Ree shifted restlessly beneath the covers. “Do you think she’s found Mr. Smith yet? Do you think she’ll come home?”
“I hope so.”
She finally lay still. “Daddy,” she whispered. “Daddy, I have a secret.”
He took a deep breath, forced his voice to sound light. “Really? Because remember the Daddy Clause.”
“The Daddy Clause?”
“Sure, the Daddy Clause. Whatever the secret, you’re allowed to tell one daddy. Then he’ll help keep the secret, too.”
“You’re my daddy.”
“Yep, and I assure you, I’m really good at keeping secrets.”
She smiled at him. Then, her mother’s daughter, she rolled over and went to sleep without saying another word.
He waited five more minutes, then eased out of the room, and just barely made it down the stairs.
He kept the picture in the kitchen utility drawer, next to the pen flashlight, green screwdriver, leftover birthday candles, and half a dozen wine charms they never used. Sandra used to tease him about the tiny photo in its cheap gilded frame.

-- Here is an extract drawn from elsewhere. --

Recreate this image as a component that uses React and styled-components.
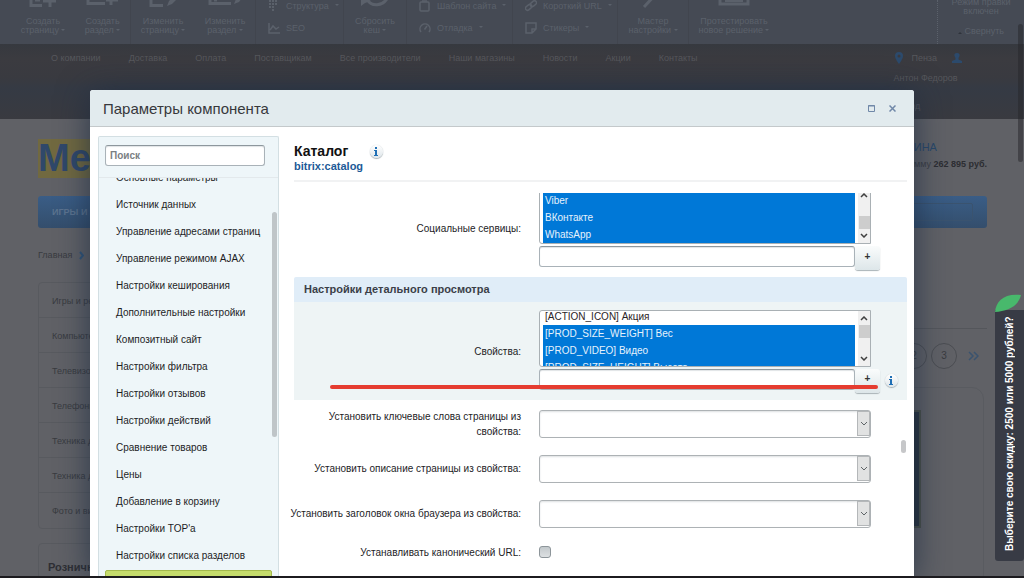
import React, { useEffect, useRef } from 'react'

import styled, { createGlobalStyle } from 'styled-components'


const SECTIONS = [
  'Основные параметры',
  'Источник данных',
  'Управление адресами страниц',
  'Управление режимом AJAX',
  'Настройки кеширования',
  'Дополнительные настройки',
  'Композитный сайт',
  'Настройки фильтра',
  'Настройки отзывов',
  'Настройки действий',
  'Сравнение товаров',
  'Цены',
  'Добавление в корзину',
  "Настройки TOP'а",
  'Настройки списка разделов',
]

const MENU = [
  'О компании',
  'Доставка',
  'Оплата',
  'Поставщикам',
  'Все производители',
  'Наши магазины',
  'Новости',
  'Акции',
  'Контакты',
]

const CATEGORIES = [
  'Игры и ремонт',
  'Компьютер',
  'Телевизор',
  'Телефоны',
  'Техника для',
  'Техника для',
  'Фото и видео',
]

const SERVICES = ['Delicious', 'Facebook', 'Twitter', 'Viber', 'ВКонтакте', 'WhatsApp']

const PROPERTIES = [
  '[ACTION_ICON] Акция',
  '[PROD_SIZE_WEIGHT] Вес',
  '[PROD_VIDEO] Видео',
  '[PROD_SIZE_HEIGHT] Высота',
  '[PROD_SIZE_WIDTH] Ширина',
  '[PROD_COLOR] Цвет',
]

const ToolIcon = ({ children }) => (
  <svg width="34" height="9" viewBox="0 0 34 9" fill="none" stroke="currentColor" strokeWidth="3">{children}</svg>
)

const PageAddIcon = () => (
  <ToolIcon><path d="M5 -4V5.500H16M9 0H14M24 -4V7M17 1H30" /></ToolIcon>
)

const FolderAddIcon = () => (
  <ToolIcon><path d="M2 -4V3.500H19M25 -4V5M20 0H32" /></ToolIcon>
)

const PageEditIcon = () => (
  <ToolIcon>
    <path d="M5 -4V5.500H17" />
    <path d="M21 6L23 1L29 -5L32 -2L26 4Z" fill="currentColor" stroke="none" />
  </ToolIcon>
)

const FolderEditIcon = () => (
  <ToolIcon>
    <path d="M2 -4V3.500H23M6 0H9" />
    <path d="M26 4L28 -1L32 -5L34 -2L31 2Z" fill="currentColor" stroke="none" />
  </ToolIcon>
)

const ResetIcon = () => (
  <ToolIcon>
    <path d="M9 -1C13 7 25 7 30 -3" />
    <path d="M3 -4V6L7 3L13 1Z" fill="currentColor" stroke="none" />
  </ToolIcon>
)

const WandIcon = () => (
  <ToolIcon><path d="M8 7L20 -6" /></ToolIcon>
)

const ScreenIcon = () => (
  <ToolIcon><path d="M3 -6V4H31V-6M8 0.500H26" /></ToolIcon>
)

const SmallIcon = ({ children }) => (
  <svg width="12" height="12" viewBox="0 0 12 12" fill="none" stroke="currentColor" strokeWidth="1.5">{children}</svg>
)

const Info = () => (
  <InfoButton type="button" aria-label="Справка">
    <svg width="5" height="9" viewBox="0 0 5 9" fill="#1f6fb5">
      <rect x="1" y="0" width="2" height="2" />
      <path d="M0 3H3V8H4V9H0V8H1V4H0Z" />
    </svg>
  </InfoButton>
)

const MultiList = ({ id, items, plain, scroll }) => {
  const ref = useRef(null)

  useEffect(() => {
    ref.current.scrollTop = scroll
  }, [scroll])

  return (
    <ListWrap>
      <ListBox id={id} ref={ref} multiple size={3} defaultValue={items.filter((item) => item !== plain)}>
        {items.map((item) => <option key={item} value={item}>{item}</option>)}
      </ListBox>
      <ListBar $end={!plain}>
        <svg width="8" height="5" viewBox="0 0 8 5" fill="none" stroke="#404040" strokeWidth="1.500"><path d="M1 4L4 1L7 4" /></svg>
        <ListThumb />
        <svg width="8" height="5" viewBox="0 0 8 5" fill="none" stroke="#404040" strokeWidth="1.500"><path d="M1 1L4 4L7 1" /></svg>
      </ListBar>
    </ListWrap>
  )
}

const AddValue = ({ label, hint }) => (
  <AddRow>
    <TextBox type="text" aria-label={label} />
    <AddButton type="button">+</AddButton>
    {hint && <Info />}
  </AddRow>
)

const DropDown = ({ id }) => (
  <DropWrap>
    <DropSelect id={id}><option value="" /></DropSelect>
    <DropArrow>
      <svg width="8" height="5" viewBox="0 0 8 5" fill="none" stroke="#5f6568"><path d="M1 1L4 4L7 1" /></svg>
    </DropArrow>
  </DropWrap>
)

const AdminPanel = () => (
  <Toolbar>
    <ToolGroup $width={120}>
      <Tool><PageAddIcon />Создать<br />страницу <Caret /></Tool>
      <Tool><FolderAddIcon />Создать<br />раздел <Caret /></Tool>
    </ToolGroup>
    <ToolGroup $width={125}>
      <Tool><PageEditIcon />Изменить<br />страницу <Caret /></Tool>
      <Tool><FolderEditIcon />Изменить<br />раздел <Caret /></Tool>
    </ToolGroup>
    <ToolStack $width={88}>
      <SmallTool>
        <SmallIcon><path d="M1 1H10M1 4H10M1 7H7M4 10H7" strokeWidth="2" strokeDasharray="2 1" /></SmallIcon>
        Структура <Caret />
      </SmallTool>
      <SmallTool><SmallIcon><path d="M1 1V11H12M2 8L5 4L8 7L11 5" /></SmallIcon>SEO</SmallTool>
    </ToolStack>
    <ToolGroup $width={63}>
      <Tool><ResetIcon />Сбросить<br />кеш <Caret /></Tool>
    </ToolGroup>
    <ToolStack $width={106}>
      <SmallTool><SmallIcon><rect x="1" y="2" width="9" height="9" rx="1" /><path d="M3 1H8" /></SmallIcon>Шаблон сайта <Caret /></SmallTool>
      <SmallTool><SmallIcon><path d="M2 10A5 5 0 1 1 10 10M5.500 7.500L8 4" /></SmallIcon>Отладка <Caret /></SmallTool>
    </ToolStack>
    <ToolStack $width={105}>
      <SmallTool>
        <SmallIcon><rect x="0" y="5" width="7" height="4" rx="2" transform="rotate(-40 4 7)" /><rect x="5" y="2" width="7" height="4" rx="2" transform="rotate(-40 8 4)" /></SmallIcon>
        Короткий URL <Caret />
      </SmallTool>
      <SmallTool><SmallIcon><path d="M1 1H11V7L7 11H1ZM11 7H7V11" /></SmallIcon>Стикеры <Caret /></SmallTool>
    </ToolStack>
    <ToolGroup $width={71}>
      <Tool><WandIcon />Мастер<br />настройки <Caret /></Tool>
    </ToolGroup>
    <ToolGroup $width={90} $last>
      <Tool><ScreenIcon />Протестировать<br />новое решение <Caret /></Tool>
    </ToolGroup>
    <ModeBox>
      <span>Режим правки<br />включен</span>
      <span><Caret $up /> Свернуть</span>
    </ModeBox>
  </Toolbar>
)

const Shop = () => (
  <>
    <SiteHeader>
      <Menu>
        {MENU.map((item) => <a key={item} href="#menu">{item}</a>)}
      </Menu>
      <UserBox>
        <City>
          <svg width="8" height="12" viewBox="0 0 8 12" fill="#2c4a6c"><path fillRule="evenodd" d="M4 0A4 4 0 0 1 8 4C8 7 4 12 4 12S0 7 0 4A4 4 0 0 1 4 0ZM4 2.500A1.500 1.500 0 1 0 4 5.500A1.500 1.500 0 1 0 4 2.500Z" /></svg>
          <span>Пенза</span>
          <svg width="10" height="10" viewBox="0 0 10 10" fill="#2c4a6c"><path d="M5 0C7 0 8 1 7.500 3L6.500 5V6.500L10 8V10H0V8L3.500 6.500V5L2.500 3C2 1 3 0 5 0Z" /></svg>
        </City>
        <span>Антон Федоров</span>
        <Exit href="#exit">Выход</Exit>
      </UserBox>
    </SiteHeader>
    <SiteBody>
      <SiteTop>
        <Logo>Med</Logo>
        <Cart>
          <CartTitle>КОРЗИНА</CartTitle>
          <span>5 на сумму <b>262 895 руб.</b></span>
        </Cart>
      </SiteTop>
      <BlueBar><span>ИГРЫ И ПО</span><BarSearch /></BlueBar>
      <Crumbs>
        Главная
        <svg width="5" height="9" viewBox="0 0 5 9" fill="none" stroke="#2f5478" strokeWidth="2"><path d="M1 1L4 4.500L1 8" /></svg>
      </Crumbs>
      <Columns>
        <div>
          <Categories>
            {CATEGORIES.map((item, i) => <li key={i}>{item}</li>)}
          </Categories>
          <Retail>Розничные</Retail>
        </div>
        <Products>
          <Pager>
            <PageLink href="#2">2</PageLink>
            <PageLink href="#3">3</PageLink>
            <svg width="11" height="10" viewBox="0 0 11 10" fill="none" stroke="#3a536f" strokeWidth="1.500"><path d="M1 1L5 5L1 9M6 1L10 5L6 9" /></svg>
          </Pager>
          <ProductCard><Photo /></ProductCard>
        </Products>
      </Columns>
    </SiteBody>
  </>
)

const App = () => {
  return (
    <Page>
      <GlobalStyle />
      <AdminPanel />
      <Shop />
      <PageThumb />
      <Discount>
        <svg width="26" height="18" viewBox="0 0 26 18" fill="#48b96c"><path d="M0 18C1 7 9 -1 26 1C23 13 12 17 0 18Z" /></svg>
        <DiscountText>Выберите свою скидку: 2500 или 5000 рублей?</DiscountText>
      </Discount>

      <Dialog role="dialog" aria-labelledby="dialog-title">
        <DialogHead>
          <DialogTitle id="dialog-title">Параметры компонента</DialogTitle>
          <HeadButton type="button" aria-label="Развернуть">
            <svg width="7" height="7" viewBox="0 0 7 7" fill="none" stroke="#7088a8"><path d="M.5 .5H6.500V6.500H.5ZM0 1H7" /></svg>
          </HeadButton>
          <HeadButton type="button" aria-label="Закрыть">
            <svg width="7" height="7" viewBox="0 0 7 7" stroke="#7088a8" strokeWidth="1.500"><path d="M.5 .5L6.500 6.500M6.500 .5L.5 6.500" /></svg>
          </HeadButton>
        </DialogHead>
        <DialogBody>
          <Sidebar>
            <SearchBox><TextBox type="search" placeholder="Поиск" aria-label="Поиск" /></SearchBox>
            <SectionScroll>
              <SectionList>
                {SECTIONS.map((item) => <li key={item}><a href="#section">{item}</a></li>)}
                <ActiveSection />
              </SectionList>
              <SideThumb />
            </SectionScroll>
          </Sidebar>
          <Main>
            <MainHead>
              <MainTitle><h2>Каталог</h2><Info /></MainTitle>
              <Code>bitrix:catalog</Code>
            </MainHead>
            <Params>
              <Row $first>
                <Label htmlFor="services">Социальные сервицы:</Label>
                <Field>
                  <MultiList id="services" items={SERVICES} scroll={100} />
                  <AddValue label="Другой сервис" />
                </Field>
              </Row>
              <GroupTitle>Настройки детального просмотра</GroupTitle>
              <Row $active>
                <Label htmlFor="props">Свойства:</Label>
                <Field>
                  <MultiList id="props" items={PROPERTIES} plain="[ACTION_ICON] Акция" scroll={3} />
                  <AddValue label="Другое свойство" hint />
                </Field>
                <RedLine />
              </Row>
              <Row>
                <Label htmlFor="keywords">Установить ключевые слова страницы из свойства:</Label>
                <Field><DropDown id="keywords" /></Field>
              </Row>
              <Row>
                <Label htmlFor="description">Установить описание страницы из свойства:</Label>
                <Field><DropDown id="description" /></Field>
              </Row>
              <Row>
                <Label htmlFor="browser-title">Установить заголовок окна браузера из свойства:</Label>
                <Field><DropDown id="browser-title" /></Field>
              </Row>
              <Row $short>
                <Label htmlFor="canonical">Устанавливать канонический URL:</Label>
                <Field><Check type="checkbox" id="canonical" /></Field>
              </Row>
            </Params>
            <MainThumb />
          </Main>
        </DialogBody>
      </Dialog>
    </Page>
  )
}

export default App

const GlobalStyle = createGlobalStyle`
  * {
    box-sizing: border-box;
  }
  body {
    margin: 0;
    background: #606166;
    font-family: 'Liberation Sans', Arial, sans-serif;
    font-size: 10px;
    overflow: hidden;
  }
  a {
    color: inherit;
    text-decoration: none;
  }
  button, input, select {
    font: inherit;
    margin: 0;
  }
  h1, h2, h3, ul {
    margin: 0;
    padding: 0;
    list-style: none;
  }
  svg {
    display: block;
    flex: none;
  }
`
const Page = styled.div`
  position: relative;
  height: 100vh;
  overflow: hidden;
  border-bottom: 2px solid #1c1b1f;
`

/* admin toolbar */
const Toolbar = styled.div`
  display: flex;
  height: 44px;
  padding-left: 11px;
  background: #454a54;
  color: #5b616b;
  font-size: 9px;
  line-height: 9px;
`
const ToolGroup = styled.div`
  display: flex;
  justify-content: space-around;
  width: ${(p) => p.$width}px;
  border-right: ${(p) => (p.$last ? 0 : '1px solid #41454e')};
`
const Tool = styled.div`
  text-align: center;
  white-space: nowrap;
  svg {
    margin: 0 auto 8px;
  }
`
const ToolStack = styled.div`
  display: flex;
  flex-direction: column;
  gap: 10px;
  width: ${(p) => p.$width}px;
  padding-left: 12px;
  border-right: 1px solid #41454e;
`
const SmallTool = styled.div`
  display: flex;
  align-items: center;
  gap: 6px;
  height: 12px;
  white-space: nowrap;
`
const Caret = styled.i`
  display: inline-block;
  vertical-align: middle;
  border: 2px solid transparent;
  border-top-color: ${(p) => (p.$up ? 'transparent' : '#5b616b')};
  border-bottom-color: ${(p) => (p.$up ? '#2f333b' : 'transparent')};
`
const ModeBox = styled.div`
  display: flex;
  flex-direction: column;
  justify-content: space-between;
  width: 87px;
  margin-left: auto;
  padding-bottom: 8px;
  border-left: 1px dotted #5b616b;
  text-align: center;
  span:first-child {
    margin-top: -2px;
  }
`

/* shop */
const SiteHeader = styled.header`
  display: flex;
  justify-content: space-between;
  height: 75px;
  padding: 8px 62px 0 51px;
  background: linear-gradient(#36393f, #3b3b40 20%, #393a40 45%, #353a44 60%, #393a40);
  color: #56575c;
`
const Menu = styled.nav`
  display: flex;
  gap: 28px;
  line-height: 12px;
  font-size: 9px;
  white-space: nowrap;
`
const UserBox = styled.div`
  display: flex;
  flex-direction: column;
  gap: 8px;
  line-height: 12px;
  font-size: 9px;
`
const City = styled.div`
  display: flex;
  align-items: center;
  padding-left: 2px;
  span {
    margin: 0 15px 0 8px;
  }
`
const Exit = styled.a`
  margin-top: 8px;
`
const SiteBody = styled.main`
  padding: 20px 37px 0 38px;
  color: #393b40;
`
const SiteTop = styled.div`
  display: flex;
  justify-content: space-between;
  height: 57px;
`
const Logo = styled.div`
  height: 39px;
  background: #716940;
  color: #30486a;
  font-size: 38px;
  line-height: 39px;
  font-weight: bold;
`
const Cart = styled.div`
  display: flex;
  flex-direction: column;
  gap: 4px;
  padding-top: 2px;
  line-height: 13px;
  font-size: 9px;
  color: #3c3e43;
  b {
    color: #2c2d32;
  }
`
const CartTitle = styled.span`
  color: #29486a;
  font-size: 11px;
`
const BlueBar = styled.div`
  display: flex;
  align-items: center;
  justify-content: space-between;
  height: 32px;
  padding: 0 14px;
  border-radius: 3px;
  background: linear-gradient(#3a5d86, #344e6c);
  color: #5b738f;
  font-size: 9px;
  font-weight: bold;
`
const BarSearch = styled.div`
  width: 180px;
  height: 18px;
  border: 1px solid #3a536f;
  border-radius: 2px;
`
const Crumbs = styled.div`
  display: flex;
  align-items: center;
  gap: 7px;
  height: 54px;
  font-size: 9px;
`
const Columns = styled.div`
  display: grid;
  grid-template-columns: 200px 1fr;
  gap: 20px;
`
const Categories = styled.ul`
  border: 1px solid #585a5f;
  border-radius: 4px;
  font-size: 9px;
  li {
    height: 35px;
    padding-left: 13px;
    border-bottom: 1px solid #585a5f;
    line-height: 36px;
  }
  li:last-child {
    border: 0;
  }
`
const Retail = styled.h3`
  height: 60px;
  margin-top: 14px;
  padding: 16px 9px;
  border: 1px solid #585a5f;
  border-radius: 4px;
  font-size: 11px;
  line-height: 14px;
  color: #2e2f34;
`
const Products = styled.div`
  margin-top: 46px;
  border-top: 1px solid #54565b;
`
const Pager = styled.div`
  display: flex;
  align-items: center;
  justify-content: flex-end;
  gap: 4px;
  height: 58px;
  padding: 0 8px 4px;
  svg {
    margin-left: 7px;
  }
`
const PageLink = styled.a`
  width: 26px;
  height: 26px;
  border: 1px solid #4b4d52;
  border-radius: 50%;
  line-height: 24px;
  text-align: center;
`
const ProductCard = styled.div`
  height: 200px;
  margin-right: 3px;
  padding: 22px 62px;
  border: 1px solid #595b60;
  border-radius: 12px;
`
const Photo = styled.div`
  height: 118px;
  border: 2px solid #4a5048;
  background: #29333e;
`
const PageThumb = styled.div`
  position: absolute;
  top: 24px;
  right: 1px;
  width: 5px;
  height: 138px;
  border-radius: 3px;
  background: rgba(38, 38, 42, 0.5);
`
const Discount = styled.aside`
  position: absolute;
  top: 294px;
  right: 0;
  width: 29px;
  border-radius: 3px;
  background: linear-gradient(transparent 6%, #383b45 6%);
`
const DiscountText = styled.p`
  height: 249px;
  margin: 0;
  padding-top: 10px;
  color: #fff;
  font-weight: bold;
  line-height: 29px;
  writing-mode: vertical-rl;
  transform: rotate(180deg);
  white-space: nowrap;
`

/* dialog */
const Dialog = styled.section`
  position: absolute;
  top: 90px;
  left: 90px;
  right: 110px;
  bottom: 0;
  display: flex;
  flex-direction: column;
  border-radius: 3px 3px 0 0;
  background: #fff;
  box-shadow: 0 4px 32px rgba(26, 42, 64, 0.75);
  color: #1d1d1f;
`
const DialogHead = styled.header`
  display: flex;
  align-items: center;
  gap: 14px;
  height: 37px;
  padding: 0 18px 0 13px;
  border-bottom: 1px solid #c4c9cb;
  border-radius: 3px 3px 0 0;
  background: #e2ebee;
`
const DialogTitle = styled.h1`
  flex: 1;
  font-size: 15px;
  font-weight: normal;
  color: #37383c;
`
const HeadButton = styled.button`
  padding: 0;
  border: 0;
  background: none;
`
const DialogBody = styled.div`
  flex: 1;
  display: flex;
  gap: 15px;
  min-height: 0;
  padding: 9px 7px 0 8px;
`
const Sidebar = styled.div`
  display: flex;
  flex-direction: column;
  width: 181px;
  border: 1px solid #d3dfe3;
  border-bottom: 0;
  border-radius: 2px 2px 0 0;
  background: #eef6f9;
`
const SearchBox = styled.div`
  height: 41px;
  padding: 8px 13px 0 6px;
  border-bottom: 1px solid #e3e9ec;
`
const TextBox = styled.input`
  display: block;
  width: 100%;
  min-width: 0;
  height: 21px;
  padding: 0 4px;
  border: 1px solid #a9b2b8;
  border-top-color: #8d979d;
  border-radius: 3px;
  background: #fff;
  box-shadow: inset 0 1px 1px #e0e4e6;
  outline: 0;
  &::placeholder {
    color: #7b8083;
    font-weight: bold;
  }
`
const SectionScroll = styled.div`
  flex: 1;
  display: flex;
  justify-content: space-between;
  min-height: 0;
  padding: 0 1px 0 6px;
  overflow: hidden;
`
const SectionList = styled.ul`
  width: 167px;
  margin-top: -14px;
  li {
    height: 27px;
    padding-left: 11px;
    line-height: 27px;
    white-space: nowrap;
  }
`
const ActiveSection = styled.li`
  margin-top: 1px;
  border: 1px solid #a3b94d;
  border-radius: 2px;
  background: #c5dc6c;
`
const SideThumb = styled.div`
  width: 5px;
  height: 225px;
  margin-top: 34px;
  border-radius: 3px;
  background: #bfc5c8;
`
const Main = styled.div`
  position: relative;
  flex: 1;
  display: flex;
  flex-direction: column;
  min-width: 0;
`
const MainHead = styled.div`
  height: 46px;
  padding-top: 7px;
  border-bottom: 2px solid #f1f2f3;
`
const MainTitle = styled.div`
  display: flex;
  align-items: center;
  gap: 22px;
  height: 16px;
  h2 {
    font-size: 14px;
    color: #111;
  }
`
const Code = styled.div`
  font-size: 11px;
  line-height: 14px;
  font-weight: bold;
  color: #1c5a97;
`
const InfoButton = styled.button`
  display: flex;
  align-items: center;
  justify-content: center;
  flex: none;
  width: 13px;
  height: 13px;
  padding: 0;
  border: 0;
  border-radius: 50%;
  background: linear-gradient(#fff, #dfe6ea);
  box-shadow: 0 1px 1px #a8b2b8, 0 0 1px #b8c0c5;
`
const Params = styled.div`
  flex: 1;
  min-height: 0;
  margin: 11px 0 0 -8px;
  padding-left: 8px;
  overflow: hidden;
`
const Row = styled.div`
  position: relative;
  display: grid;
  grid-template-columns: 227px 1fr;
  align-items: center;
  column-gap: 18px;
  height: ${(p) => (p.$active ? 98 : p.$first ? 97 : p.$short ? 32 : 45)}px;
  margin-top: ${(p) => (p.$first ? -13 : 0)}px;
  padding-top: ${(p) => (p.$active || p.$first ? 0 : 2)}px;
  background: ${(p) => (p.$active ? '#eef4f5' : 'none')};
`
const Label = styled.label`
  margin-left: -8px;
  line-height: 15px;
  text-align: right;
`
const Field = styled.div`
  min-width: 0;
`
const GroupTitle = styled.h3`
  height: 25px;
  padding-left: 10px;
  border-radius: 2px 2px 0 0;
  background: #e0edf8;
  font-size: 11px;
  line-height: 25px;
  color: #3b3f48;
`
const ListWrap = styled.div`
  display: flex;
  justify-content: space-between;
  width: 332px;
  height: 57px;
  padding-left: 3px;
  border: 1px solid #a9b0b4;
  border-radius: 3px 0 0 3px;
  background: #fff;
`
const ListBox = styled.select`
  display: block;
  width: 312px;
  height: 55px;
  padding: 0;
  border: 0;
  border-radius: 0;
  background: #fff;
  color: #2b2326;
  outline: 0;
  scrollbar-width: none;
  option {
    height: 17px;
    min-height: 17px;
    padding: 3px 2px 0;
  }
  option:checked {
    background: linear-gradient(#0078d7, #0078d7);
    -webkit-text-fill-color: #e6f2fc;
  }
`
const ListBar = styled.div`
  display: flex;
  flex-direction: column;
  align-items: center;
  justify-content: space-between;
  width: 12px;
  padding: 5px 0;
  background: #f0f0f0;
  & > div {
    margin: ${(p) => (p.$end ? '14px 0 0' : '0 0 14px')};
  }
`
const ListThumb = styled.div`
  width: 11px;
  height: 13px;
  background: #cdcdcd;
`
const AddRow = styled.div`
  display: flex;
  align-items: center;
  height: 24px;
  margin-top: 2px;
  ${TextBox} {
    width: 316px;
    margin-bottom: 3px;
  }
  ${InfoButton} {
    margin-left: 5px;
  }
`
const AddButton = styled.button`
  width: 25px;
  height: 24px;
  padding: 0 0 4px;
  border: 0;
  border-radius: 3px;
  background: linear-gradient(#fafcfc, #dde6e9);
  box-shadow: 0 1px 1px #a9b3b7;
  color: #333;
  font-weight: bold;
`
const DropWrap = styled.div`
  position: relative;
  width: 332px;
`
const DropSelect = styled.select`
  display: block;
  width: 100%;
  height: 28px;
  border: 1px solid #adb2b5;
  border-radius: 3px;
  background: #fff;
  box-shadow: inset 0 1px 2px #dde0e2;
  appearance: none;
  outline: 0;
`
const DropArrow = styled.span`
  position: absolute;
  top: 1px;
  right: 1px;
  display: flex;
  align-items: center;
  justify-content: center;
  width: 13px;
  height: 25px;
  border: 1px solid #b4b7b9;
  background: #e1e2e2;
  pointer-events: none;
`
const Check = styled.input`
  display: block;
  width: 12px;
  height: 12px;
  border: 1px solid #8d959a;
  border-radius: 3px;
  background: linear-gradient(#c3c9cc, #dde0e2);
  appearance: none;
`
const RedLine = styled.div`
  position: absolute;
  left: 36px;
  right: 29px;
  bottom: 11px;
  height: 4px;
  border-radius: 2px;
  background: #e53c30;
  pointer-events: none;
`
const MainThumb = styled.div`
  position: absolute;
  top: 304px;
  right: 1px;
  width: 5px;
  height: 13px;
  border-radius: 3px;
  background: #c6c7c9;
`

“For God’s sake, it’s like hiding away a picture of your old high school sweetheart. Stick the frame on the mantel, Jason. She’s like family to you. I don’t mind.”
But the woman in the photo was not family. She was old—eighty, ninety, he couldn’t remember anymore. She sat in a rocking chair, birdlike frame nearly lost in a pile of voluminous hand-me-down clothes: man’s dark blue flannel shirt, belted around brown corduroy pants, nearly covered by an old Army jacket. The woman was smiling the large, gleeful smile of the elderly, like she had a secret, too, and hers was better than his.
He had loved her smile. He had loved her laugh.
She was not family, but she was the only person who, for a very long time, had made him feel safe.
He clutched her photo now. He held it to his breast like a talisman, and then his legs gave out and he sank to the kitchen floor. He started to shake again. First his hands, then his arms, then his chest, the bone-deep tremors traveling down to his thighs, his knees, his ankles, each tiny little toe.
He didn’t cry. He didn’t make a sound of protest.
But he shook so hard it felt as if his body should break apart, his flesh flying from his bones, his bones splintering into a thousand pieces.
“Goddammit, Sandy,” he said, resting his shaking head upon his shaking knees.
Then he realized, quite belatedly, that he’d better do something about the computer.
The phone rang ten minutes later. Jason didn’t feel like talking to anyone, then thought, a little foolishly, that it might be Sandy, calling from … somewhere … so he picked up.
It wasn’t his wife. It was a male voice, and the man said, “Are you home alone?”
“Who is this?”
“Is your child there?”
Jason hung up.
The phone rang again. Caller ID reported the same number. This time Jason let the machine get it. The same male voice boomed, “I’ll take that as a yes. Back yard, five minutes. You’ll want to talk to me.” Then the man hung up.
“Fuck you,” Jason told the empty kitchen. It was a foolish thing to say, but it made him feel better.